Ruth Bell Graham was a beautiful, gracious woman--the kind of wife, the kind of God-follower I wish to be. I pray she "ascended slowly."

And when I die
I hope my soul ascends slowy,
so that I
may watch the earth receding
out of sight,
its vastness growing smaller
as I rise,
savoring its recession
with delight.
Anticipating joy
is itself a joy.
And joy unspeakable
and full of glory
needs more
than "in the twinkling of an eye,"
more than "in a moment."
Lord, who am I to disagree?
It's only we have much
to leave behind;
so much ... Before.
These moments
of transition
will, for me,
be time
to adore.

    - Ruth Bell Graham


Wednesday, June 06, 2007

chick wisdom

She came out of the woods one day and sauntered around the corner of the house with four unexpected fluff balls in tow. She'd never let on that she had a nest out there. She'd been holding out--and this day was show-and-tell. If ever a hen exuded pride, she was it.

She had a right to that pride. Those chicks are perfect little hen-lets. Teensy eyes, stick-figure legs, miniature bodies so downy-light, the yellow seems to hover about them like an aura.

That first day, they followed her across the sea of gray concrete with their tiny hearts beating madly in their mini chests. Where was she taking them? Why? When I spoke to them (in practiced Chickese), they skittered to the far side of Mama, cocked their heads to this side and that, and stole quick, quizzical glances at the scary Womanzilla who is me.

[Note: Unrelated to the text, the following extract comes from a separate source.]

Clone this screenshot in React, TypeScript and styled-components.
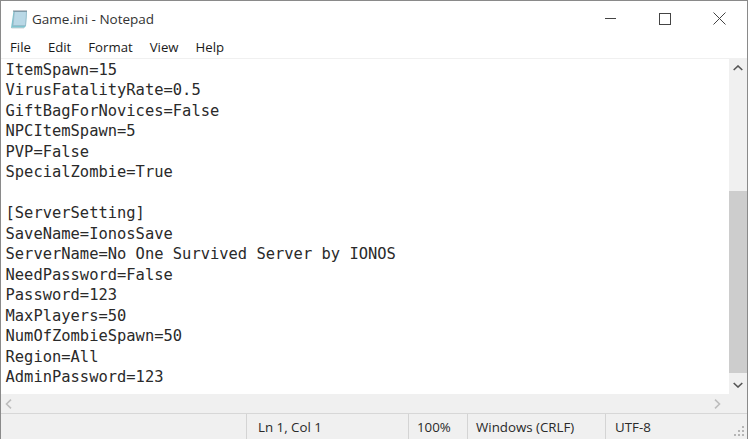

I was patient. Those first few days, I tossed crumbs of toast or leftover cheesy bread at them from a far distance--but always with a spoken invitation in a quiet voice. After that, when I'd hear their little chirps and Mama's more persistent cluck, I'd open the sliding glass door and wait them out. They'd come nearer with cautious, scratchy steps ... closer, closer ... until they couldn't bring themselves to move another inch. At the edge of their courage, they'd wait for the handful of leftover brown rice or muffin bits I'd lob at them, again, while speaking. "Hello, babies," I'd say.

This morning, I looked up from the couch to see four small faces peering at me through the slider. They'd made it all the way to my door.

I opened it with a slow nudge and said, "There you are." At the sound they'd memorized, they hopped and fluttered and chirped. And they stayed right there, waiting for me, while I slipped out to join them on the step. I let a handful of quick oats drop through my fingers, and they dined at my feet.

Call me back, Lord. Draw me away from all that leaves me empty. In that voice You use--the one that soothes and lulls and comforts--draw me to Your feet. I need to dine today.